Still, the film does maintain a certain objectivity about the events by letting each side tell its own story. And, even though you know the outcome (the two black students were ultimately allowed to enroll), the film builds up a lot of suspense. It is not what happens that really matters as you watch Crisis—instead, it is how it happens, and the way in which the characters involved get through what happens. George Wallace turns the events into a last-ditch stand on states’ rights vs. the evil behemoth of federal tyranny, as if it were the last battle of the Civil War. Listening to Wallace in this film, you get a capsule civics lesson in all the arguments that died with the Old South about states’ rights and “separate but equal” with regards to blacks and whites. Robert Kennedy in this film is just trying to uphold the rule of law without starting a riot or a race war. John Kennedy, the President, is portraying the crisis to the American people in a TV announcement as an issue of morality, harking back to Jefferson’s maxim that “all men are created equal.” The two black kids are just trying to enroll in college, but they are keenly aware that they are pawns in a bigger battle. The come off as heroic, rehearsing their roles on camera, rising to the challenge of all the weight that is being thrust on their shoulders.
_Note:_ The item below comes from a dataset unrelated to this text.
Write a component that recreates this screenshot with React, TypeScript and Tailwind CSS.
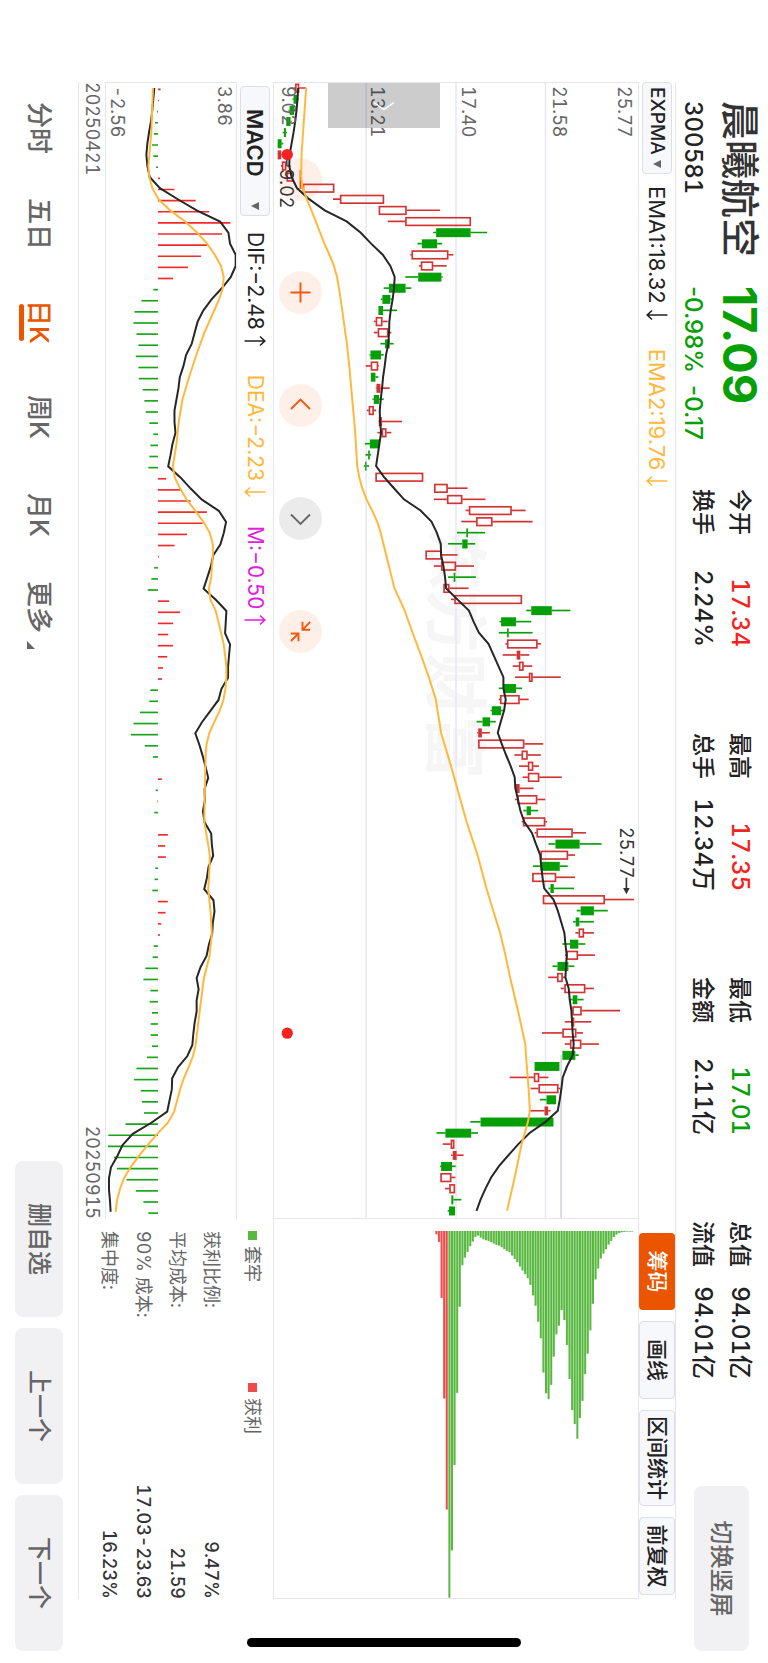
import React from "react";

/* [kind, low, body bottom, body top, high] in thirds of a pixel above the chart floor.
   r = hollow rising, s = solid red, g = falling */
type Candle = [string, number, number, number, number];

const CANDLES: Candle[] = [
  ["r", 59, 64, 76, 96], ["g", 56, 59, 71, 74], ["g", 44, 47, 61, 66], ["g", 36, 37, 50, 53],
  ["g", 26, 30, 36, 39], ["g", 11, 11, 23, 28], ["s", 11, 11, 22, 30], ["r", 21, 24, 37, 50],
  ["r", 38, 38, 58, 58], ["r", 87, 87, 182, 182], ["r", 178, 199, 332, 332], ["r", 316, 316, 400, 501],
  ["r", 343, 396, 594, 594], ["g", 480, 489, 593, 643], ["g", 433, 446, 492, 507], ["r", 411, 415, 526, 541],
  ["r", 437, 443, 480, 521], ["g", 396, 435, 505, 509], ["g", 331, 347, 397, 414], ["g", 322, 327, 351, 356],
  ["g", 315, 315, 329, 371], ["r", 301, 307, 327, 343], ["r", 301, 313, 345, 354], ["g", 321, 335, 349, 361],
  ["g", 288, 291, 323, 331], ["r", 277, 292, 314, 316], ["g", 292, 292, 306, 315], ["s", 307, 309, 321, 349],
  ["g", 297, 301, 317, 331], ["r", 280, 286, 301, 308], ["s", 315, 316, 326, 386], ["r", 312, 325, 339, 354],
  ["g", 274, 289, 318, 318], ["g", 276, 284, 289, 293], ["g", 271, 275, 279, 287], ["r", 306, 306, 450, 450],
  ["r", 483, 483, 524, 584], ["r", 482, 522, 568, 638], ["r", 578, 588, 717, 759], ["r", 565, 610, 659, 780],
  ["g", 552, 580, 585, 637], ["g", 525, 568, 584, 607], ["r", 457, 457, 506, 554], ["r", 482, 504, 549, 603],
  ["g", 525, 542, 547, 609], ["r", 511, 511, 529, 587], ["r", 534, 544, 748, 748], ["g", 761, 776, 838, 894],
  ["g", 680, 685, 730, 776], ["g", 678, 703, 708, 780], ["r", 698, 703, 795, 805], ["s", 690, 732, 743, 770],
  ["r", 720, 739, 753, 779], ["r", 727, 769, 780, 865], ["g", 678, 691, 730, 748], ["r", 678, 682, 741, 768],
  ["g", 653, 657, 685, 697], ["g", 611, 629, 652, 669], ["s", 613, 616, 627, 651], ["r", 616, 616, 755, 812],
  ["r", 725, 747, 765, 805], ["r", 739, 766, 782, 799], ["r", 750, 766, 800, 868], ["s", 727, 730, 741, 783],
  ["r", 727, 734, 794, 818], ["g", 752, 762, 775, 797], ["r", 747, 751, 818, 824], ["r", 786, 792, 901, 941],
  ["g", 828, 849, 922, 988], ["r", 804, 804, 887, 908], ["g", 781, 804, 862, 886], ["r", 779, 779, 851, 908],
  ["g", 828, 834, 844, 905], ["r", 811, 811, 998, 1086], ["g", 913, 925, 965, 1007], ["g", 902, 910, 921, 965],
  ["r", 909, 919, 935, 965], ["g", 870, 893, 918, 939], ["r", 878, 882, 917, 968], ["g", 840, 855, 888, 906],
  ["r", 827, 854, 871, 879], ["r", 865, 876, 939, 965], ["g", 891, 901, 915, 934], ["r", 900, 900, 928, 1044],
  ["s", 877, 897, 906, 957], ["r", 808, 870, 912, 932], ["r", 877, 893, 927, 980], ["g", 870, 870, 909, 919],
  ["g", 786, 786, 861, 861], ["r", 711, 784, 800, 828], ["r", 774, 798, 858, 863], ["g", 802, 822, 851, 851],
  ["s", 769, 816, 827, 834], ["g", 592, 623, 843, 843], ["g", 490, 517, 595, 615], ["r", 509, 533, 544, 544],
  ["s", 534, 539, 551, 572], ["g", 501, 504, 537, 548], ["r", 502, 502, 535, 547], ["r", 516, 529, 546, 546],
  ["g", 535, 535, 541, 565], ["g", 524, 528, 546, 546],
];

const EMA1 = [
  73, 71, 68, 64, 59, 53, 47, 46, 53, 69, 106, 153, 219, 261, 293, 328, 351, 364, 362, 358, 352, 348, 347, 345, 338,
  334, 329, 326, 322, 319, 320, 323, 318, 313, 308, 332, 362, 392, 442, 475, 491, 503, 504, 511, 516, 519, 553, 588,
  602, 618, 647, 662, 677, 692, 692, 699, 694, 684, 675, 687, 700, 714, 726, 728, 736, 743, 755, 778, 790, 803, 806,
  810, 815, 843, 856, 866, 876, 879, 883, 881, 879, 889, 892, 897, 899, 901, 904, 901, 884, 871, 867, 862, 856, 819,
  771, 737, 707, 678, 655, 638, 623, 611,
];

/* sparse [day, level] pairs */
const EMA2: [number, number][] = [
  [0, 97], [3, 90], [6, 83], [8, 82], [9, 87], [10, 99], [11, 113], [12, 126], [13, 139], [14, 152], [15, 167],
  [16, 181], [17, 190], [18, 196], [20, 206], [22, 215], [23, 220], [25, 227], [27, 233], [31, 245], [34, 251],
  [35, 257], [36, 266], [37, 279], [38, 296], [39, 311], [40, 322], [41, 330], [44, 355], [45, 363], [46, 379],
  [47, 394], [49, 418], [51, 443], [53, 467], [55, 488], [58, 504], [61, 534], [64, 562], [66, 581], [69, 614],
  [72, 641], [73, 651], [76, 682], [78, 698], [80, 712], [83, 736], [86, 758], [87, 760], [90, 768], [92, 772],
  [93, 766], [95, 747], [98, 726], [101, 703],
];

const HISTOGRAM = [
  8, 3, -3, -9, -12, -18, -14, -6, 6, 50, 114, 155, 219, 194, 148, 130, 91, 46, -14, -50, -71, -74, -65, -59, -67, -59,
  -58, -46, -41, -37, -26, -14, -23, -26, -29, 25, 71, 99, 148, 135, 88, 50, 3, -11, -20, -31, 34, 67, 46, 31, 46, 28,
  15, 12, -23, -26, -54, -74, -82, -40, -15, 0, 12, -7, -2, -11, 0, 30, 22, 24, -8, -10, -17, 30, 23, 10, 6, -13, -16,
  -38, -44, -23, -25, -18, -22, -22, -18, -33, -65, -72, -52, -48, -42, -98, -150, -151, -133, -124, -95, -67, -44, -29,
];

const DIF = [
  462, 459, 456, 452, 446, 441, 438, 441, 448, 479, 533, 590, 661, 686, 691, 708, 708, 693, 666, 635, 610, 593, 584,
  575, 558, 550, 539, 535, 529, 523, 523, 526, 517, 511, 504, 541, 572, 606, 657, 679, 672, 662, 640, 633, 622, 611,
  648, 680, 678, 676, 691, 688, 685, 685, 665, 656, 631, 606, 586, 598, 608, 617, 625, 614, 615, 609, 614, 634, 636,
  640, 626, 621, 613, 641, 644, 639, 637, 627, 620, 602, 590, 596, 590, 590, 584, 580, 577, 562, 534, 516, 515, 508,
  501, 453, 397, 366, 350, 331, 325, 325, 328, 330,
];

const DEA: [number, number][] = [
  [0, 458], [4, 453], [7, 444], [8, 447], [9, 456], [10, 475], [11, 510], [12, 555], [13, 592], [14, 622], [15, 645],
  [16, 664], [17, 672], [18, 669], [19, 658], [20, 643], [22, 613], [24, 589], [26, 567], [28, 547], [30, 536],
  [32, 529], [34, 518], [35, 524], [36, 540], [37, 560], [38, 586], [39, 611], [40, 630], [41, 639], [42, 639],
  [44, 634], [45, 627], [46, 632], [47, 648], [49, 664], [50, 672], [52, 680], [53, 680], [54, 677], [55, 671],
  [56, 659], [57, 643], [58, 628], [59, 620], [60, 617], [66, 613], [68, 625], [69, 630], [70, 629], [72, 625],
  [74, 632], [76, 636], [78, 629], [80, 612], [83, 599], [86, 587], [87, 579], [88, 566], [89, 551], [90, 540],
  [91, 531], [92, 522], [93, 503], [94, 471], [95, 442], [96, 415], [97, 390], [98, 370], [99, 358], [100, 349],
  [101, 345],
];

const CHIPS_LOSS = [
  1103, 961, 704, 487, 228, 103, 80, 63, 46, 32, 18, 14, 20, 25, 28, 30, 34, 38, 42, 44, 49, 55, 60, 64, 74, 84, 94,
  107, 119, 130, 142, 162, 194, 225, 273, 323, 426, 488, 506, 463, 378, 311, 285, 238, 268, 343, 445, 539, 581, 625,
  563, 511, 431, 369, 299, 219, 146, 113, 83, 68, 55, 41, 30, 18, 11, 6, 4, 3, 2, 2, 2,
];
const CHIPS_GAIN = [838, 504, 202, 33, 10];

const STEP = 33.38;
const dayX = (i: number) => 15 + i * STEP;
const FLOOR = 1098;
const MACD_TOP = 709;

const points = (pairs: [number, number][], top: number) =>
  pairs.map(([i, v]) => `${dayX(i).toFixed(1)},${top - v}`).join(" ");
const daily = (values: number[]) => values.map((v, i) => [i, v] as [number, number]);

function PriceSvg() {
  return (
    <svg viewBox="0 0 3408 1098" preserveAspectRatio="none" className="block h-full w-full" aria-label="K线图">
      <g stroke="#e3e6ee" strokeWidth="4">
        <path d="M0 279H3408M0 549H3408M0 820H3408" />
      </g>
      <path d={`M${dayX(87)} 232H3408`} stroke="#c9cad3" strokeWidth="4" />
      {CANDLES.map(([kind, low, bottom, top, high], i) => {
        const x = dayX(i);
        const color = kind === "g" ? "#079f07" : "#d23434";
        return (
          <g key={i} stroke={color} strokeWidth="5">
            {low < bottom && <path d={`M${x} ${FLOOR - low}V${FLOOR - bottom}`} />}
            {high > top && <path d={`M${x} ${FLOOR - top}V${FLOOR - high}`} />}
            {kind === "r" ? (
              <rect x={x - 11} y={FLOOR - top + 2} width="23" height={top - bottom - 4} fill="none" />
            ) : (
              <rect x={x - 13} y={FLOOR - top} width="27" height={top - bottom} fill={color} stroke="none" />
            )}
          </g>
        );
      })}
      <polyline points={points(daily(EMA1), FLOOR)} fill="none" stroke="#262626" strokeWidth="6" />
      <polyline points={points(EMA2, FLOOR)} fill="none" stroke="#ffb83c" strokeWidth="6" />
      <circle cx="215" cy="1058" r="17" fill="#f52222" />
      <circle cx="2853" cy="1058" r="17" fill="#f52222" />
      <path d="M2386 35H2420" stroke="#333" strokeWidth="5" />
      <path d="M2417 25L2436 35L2417 45Z" fill="#333" />
    </svg>
  );
}

function MacdSvg() {
  return (
    <svg viewBox="0 0 3408 393" preserveAspectRatio="none" className="block h-full w-full" aria-label="MACD">
      {HISTOGRAM.map((v, i) =>
        v === 0 ? null : (
          <path
            key={i}
            d={`M${dayX(i) + 4} 236V${236 - v}`}
            stroke={v > 0 ? "#f22a2a" : "#18a418"}
            strokeWidth="5"
          />
        )
      )}
      <polyline points={points(daily(DIF), MACD_TOP)} fill="none" stroke="#262626" strokeWidth="6" />
      <polyline points={points(DEA, MACD_TOP)} fill="none" stroke="#ffb83c" strokeWidth="6" />
    </svg>
  );
}

function ChipsSvg() {
  const pitch = 7.878;
  const y = (i: number) => FLOOR - 529 - i * pitch;
  return (
    <svg viewBox="0 0 1140 1098" preserveAspectRatio="none" className="block h-full w-full" aria-label="筹码分布">
      {CHIPS_LOSS.map((v, i) => (
        <g key={i} fill="#58b840">
          <rect x="36" y={y(i) - 3} width={v} height="6" />
          {i > 0 && (
            <rect x="36" y={y(i) + 3} width={Math.min(v, CHIPS_LOSS[i - 1])} height="2" opacity="0.45" />
          )}
        </g>
      ))}
      {CHIPS_GAIN.map((v, i) => (
        <g key={i} fill="#ee4b4b">
          <rect x="36" y={y(-1 - i) - 3} width={v} height="6" />
          <rect x="36" y={y(-1 - i) + 3} width={CHIPS_GAIN[i + 1] ?? 0} height="2" opacity="0.45" />
        </g>
      ))}
    </svg>
  );
}

const STATS = [
  [["今开", "17.34", "text-[#f52222]"], ["换手", "2.24%", "text-[#222222]"]],
  [["最高", "17.35", "text-[#f52222]"], ["总手", "12.34万", "text-[#222222]"]],
  [["最低", "17.01", "text-[#06a006]"], ["金额", "2.11亿", "text-[#222222]"]],
  [["总值", "94.01亿", "text-[#222222]"], ["流值", "94.01亿", "text-[#222222]"]],
];

function Header() {
  return (
    <header className="flex h-[92px] shrink-0 items-start pl-[101px] pr-3 font-medium text-[#222222]">
      <div className="flex w-[185px] shrink-0 flex-col gap-[9px] pt-1">
        <h1 className="text-[39px] leading-[48px] text-[#333333]">晨曦航空</h1>
        <p className="text-2xl leading-7">300581</p>
      </div>
      <div className="flex w-[203px] shrink-0 flex-col gap-[9px] whitespace-nowrap pt-1 proportional-nums text-[#06a006]">
        <p className="text-[47px] font-bold leading-[48px]">17.09</p>
        <p className="flex gap-3 text-[24px] leading-7">
          <span>-0.98%</span>
          <span>-0.17</span>
        </p>
      </div>
      <div className="flex flex-1 gap-[86px] pt-[14px]">
        {STATS.map((column, i) => (
          <dl key={i} className="flex w-[158px] flex-col gap-[9px]">
            {column.map(([label, value, color]) => (
              <div key={label} className="flex justify-between whitespace-nowrap leading-7">
                <dt className="text-[23px]">{label}</dt>
                <dd className={`text-[24px] ${color}`}>{value}</dd>
              </div>
            ))}
          </dl>
        ))}
      </div>
      <button className="mt-[19px] h-[55px] w-[165px] shrink-0 rounded-lg bg-[#f1f1f3] text-2xl text-[#666666]">
        切换竖屏
      </button>
    </header>
  );
}

function Triangle() {
  return (
    <svg viewBox="0 0 8 8" className="h-2 w-2" aria-hidden="true">
      <path d="M0 0H8L4 8Z" fill="#666" />
    </svg>
  );
}

function Reading({ text, trend, tone }: { text: string; trend: "up" | "down"; tone: string }) {
  return (
    <span className={`flex items-center gap-[5px] whitespace-nowrap proportional-nums ${tone}`}>
      {text}
      <svg viewBox="0 0 12 22" className="h-[22px] w-3" fill="none" stroke="currentColor" strokeWidth="1.6">
        <path d={trend === "up" ? "M6 21.500V1.500M1.500 6L6 1.200L10.500 6" : "M6 .5V20.500M1.500 16L6 20.800L10.500 16"} />
      </svg>
    </span>
  );
}

function Toolbar() {
  const tool = "h-9 rounded border border-[#dcdfe6] bg-[#f7f8fb] text-[21px] font-medium text-[#222222]";
  return (
    <div className="flex h-[37px] shrink-0 items-center border-t border-[#e3e5e9] pr-1">
      <button className="mr-3 flex h-[30px] w-[92px] items-center justify-between rounded border border-[#dcdfe6] bg-[#f7f8fb] pl-1 pr-[5px] text-[19px] font-medium text-[#222222]">
        EXPMA
        <Triangle />
      </button>
      <div className="flex gap-7 text-[22px]">
        <Reading text="EMA1:18.32" trend="down" tone="text-[#222222]" />
        <Reading text="EMA2:19.76" trend="down" tone="text-[#ffb83c]" />
      </div>
      <div className="ml-auto flex gap-[11px] whitespace-nowrap">
        <button className="h-9 w-[77px] rounded bg-[#eb5500] text-[21px] font-medium text-white">筹码</button>
        <button className={`w-[78px] ${tool}`}>画线</button>
        <button className={`w-24 ${tool}`}>区间统计</button>
        <button className={`w-[78px] ${tool}`}>前复权</button>
      </div>
    </div>
  );
}

function RoundButton({ label, tone, children }: { label: string; tone: string; children: React.ReactNode }) {
  return (
    <button aria-label={label} className={`h-[43px] w-[43px] rounded-full ${tone}`}>
      <svg viewBox="0 0 43 43" fill="none" stroke="currentColor" strokeWidth="1.9" className="h-full w-full">
        {children}
      </svg>
    </button>
  );
}

function PriceChart() {
  const orange = "bg-[#fef0e9] text-[#f2590f]";
  return (
    <div className="relative min-h-0 flex-1 border border-[#e3e6ea]">
      <p className="absolute left-[444px] top-[136px] text-[63px] font-bold leading-[92px] text-[#f6f6f6]">东方财富</p>
      <div className="absolute bottom-[5px] left-[75px] flex gap-[70px]">
        <RoundButton label="缩小" tone={orange}>
          <path d="M12 21.5H31" />
        </RoundButton>
        <RoundButton label="放大" tone={orange}>
          <path d="M11.5 21.5H31.5M21.5 11.5V31.5" />
        </RoundButton>
        <RoundButton label="左移" tone={orange}>
          <path d="M25 12L15.500 21.500L25 31" />
        </RoundButton>
        <RoundButton label="右移" tone="bg-[#ebebeb] text-[#666666]">
          <path d="M17.500 12L27 21.500L17.500 31" />
        </RoundButton>
        <RoundButton label="收起" tone={orange}>
          <path d="M11.800 11.800L19.800 19.500M11.800 19.500H19.800V11.800M31 31L23.500 23.500M23.500 31.200V23.500H31.200" />
        </RoundButton>
      </div>
      <div className="pointer-events-none absolute inset-0">
        <PriceSvg />
      </div>
      <div className="text-lg leading-5 text-[#666666]">
        <span className="absolute left-[3px] top-1">25.77</span>
        <span className="absolute left-[3px] top-[69px]">21.58</span>
        <span className="absolute left-[3px] top-[160px]">17.40</span>
        <span className="absolute left-[3px] top-[251px]">13.21</span>
        <span className="absolute bottom-1 left-[3px]">9.02</span>
      </div>
      <span className="absolute left-[744px] top-[2px] text-lg leading-5 text-[#333333]">25.77</span>
      <span className="absolute bottom-[2px] left-[74px] text-lg leading-5 text-[#333333]">-9.02</span>
      <button aria-label="展开" className="absolute left-0 top-[198px] h-[112px] w-[45px] bg-black/20">
        <svg viewBox="0 0 45 112" className="h-full w-full" fill="none" stroke="#fff" strokeWidth="1.5">
          <path d="M19.500 46L26.500 56L19.500 66" />
        </svg>
      </button>
    </div>
  );
}

function ChipPanel() {
  const rows = [
    ["获利比例:", "9.47%"],
    ["平均成本:", "21.59"],
    ["90% 成本:", "17.03-23.63"],
    ["集中度:", "16.23%"],
  ];
  return (
    <aside className="flex w-[380px] shrink-0 flex-col">
      <div className="min-h-0 flex-1 border-y border-r border-[#e3e6ea]">
        <ChipsSvg />
      </div>
      <div className="h-[194px] shrink-0 pl-3 text-lg text-[#666666]">
        <div className="flex h-[45px] items-center pb-1">
          <span className="flex w-[152px] items-center gap-1.5">
            <i className="h-[9px] w-[9px] bg-[#58b840]" />
            套牢
          </span>
          <span className="flex items-center gap-1.5">
            <i className="h-[9px] w-[9px] bg-[#ee4b4b]" />
            获利
          </span>
        </div>
        <dl>
          {rows.map(([label, value]) => (
            <div key={label} className="flex h-[34px] items-center justify-between">
              <dt>{label}</dt>
              <dd className="text-[18px] font-medium text-[#333333]">{value}</dd>
            </div>
          ))}
        </dl>
      </div>
    </aside>
  );
}

function Footer() {
  const tab = "text-left text-[26px] font-medium leading-8 text-[#666666]";
  const action = "h-12 w-[156px] rounded-lg bg-[#f1f1f3] text-2xl font-medium text-[#666666]";
  return (
    <footer className="flex h-[78px] shrink-0 items-center whitespace-nowrap pl-[102px] pr-3">
      <nav className="flex items-center">
        <button className={`w-24 ${tab}`}>分时</button>
        <button className={`w-[102px] ${tab}`}>五日</button>
        <button className="relative w-[95px] text-left text-[26px] font-medium leading-8 text-[#eb5500]">
          日K
          <i className="absolute -bottom-1 left-[4px] h-[5px] w-[37px] rounded-full bg-[#eb5500]" />
        </button>
        <button className={`w-[98px] ${tab}`}>周K</button>
        <button className={`w-[88px] ${tab}`}>月K</button>
        <button className={`flex items-end gap-2 ${tab}`}>
          更多
          <svg viewBox="0 0 8 8" className="mb-1 h-2 w-2" aria-hidden="true">
            <path d="M8 0V8H0Z" fill="#666" />
          </svg>
        </button>
      </nav>
      <div className="ml-auto flex gap-[11px]">
        <button className={action}>删自选</button>
        <button className={action}>上一个</button>
        <button className={action}>下一个</button>
      </div>
    </footer>
  );
}

export default function App() {
  return (
    <div className="relative h-screen w-screen overflow-hidden bg-white">
      <main className="absolute left-full top-0 flex h-[100vw] w-[100vh] origin-top-left rotate-90 flex-col bg-white font-[Inter,'Noto_Sans_CJK_SC',sans-serif] tabular-nums">
        <Header />
        <div className="ml-[82px] mr-16 flex min-h-0 flex-1 flex-col border-b border-[#e3e5e9]">
          <Toolbar />
          <div className="flex min-h-0 flex-1">
            <section className="flex min-w-0 flex-1 flex-col">
              <PriceChart />
              <div className="flex h-9 shrink-0 items-center pl-1 text-[22px] text-[#222222]">
                <button className="mr-4 flex h-[30px] w-[130px] items-center justify-between rounded border border-[#dcdfe6] bg-[#f7f8fb] pl-[22px] pr-[5px] font-semibold">
                  MACD
                  <Triangle />
                </button>
                <div className="flex gap-7 text-[21px]">
                  <Reading text="DIF:−2.48" trend="up" tone="text-[#222222]" />
                  <Reading text="DEA:−2.23" trend="down" tone="text-[#ffb83c]" />
                  <Reading text="M:−0.50" trend="up" tone="text-[#e01ee0]" />
                </div>
              </div>
              <div className="relative h-[132px] shrink-0 border-y border-l border-[#e3e6ea]">
                <MacdSvg />
                <div className="text-lg leading-5 text-[#666666]">
                  <span className="absolute left-[3px] top-[2px]">3.86</span>
                  <span className="absolute bottom-[1px] left-[3px]">-2.56</span>
                </div>
              </div>
              <div className="flex h-[26px] shrink-0 items-center justify-between text-lg text-[#666666]">
                <time>20250421</time>
                <time>20250915</time>
              </div>
            </section>
            <ChipPanel />
          </div>
        </div>
        <Footer />
        <div className="absolute right-4 top-[247px] h-[274px] w-[9px] rounded-full bg-black" />
      </main>
    </div>
  );
}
When Robert Drew and his colleagues decided to film the Kennedy White House in a crisis, they did not know it was going to be this particular crisis. In interviews, Drew talked about several crises that they had to pass on, usually because they involved sensitive international events where this type of cinéma vérité (literally “cinema of truth”) might be too revealing of confidential information or even embarrassing to another country. The Alabama crisis, being a domestic crisis, was therefore perfect for the film. The way that they surround the crisis on all sides, with cameras on George Wallace, Robert Kennedy, Kennedy’s deputy secretary, the President, the two would-be college enrollees, is inspired.
There is a sense of honesty that comes out of these films, despite our latter day analysis of how the camera may have influenced events, or how the editing may have helped shade the audience’s view of the players. Frankly, I suspect that Drew & Associates did not intend to use the editing of the film to reflect poorly on Wallace. It just worked out that way, because Wallace was just on the wrong side of history, espousing an antiquated point of view (even in his day), so Wallace ended up looking bad on his own merits. I truly believe that Drew & Associates were trying to deliver an objectively neutral piece of film. Their interest in editing was more an interest in the art of documentary, patching seemingly unrelated “slice of life” moments on snippets of film into a coherent narrative.
Check out FilmStruck, the new streaming service from the Criterion Collection, and also the Criterion Channel, which just premiered this month. The Kennedy Films from Robert Drew & Associates are available for streaming, plus a panel discussion paying homage to these great departed documentarians.
Primary and Crisis were both admitted to the American Film Registry of the Library of Congress in the early 1990’s, which should guarantee their preservation for future generations of Americans. This is some of the best close-up footage available of JFK and RFK, and it is fascinating to watch them go about their daily but rather extraordinary lives.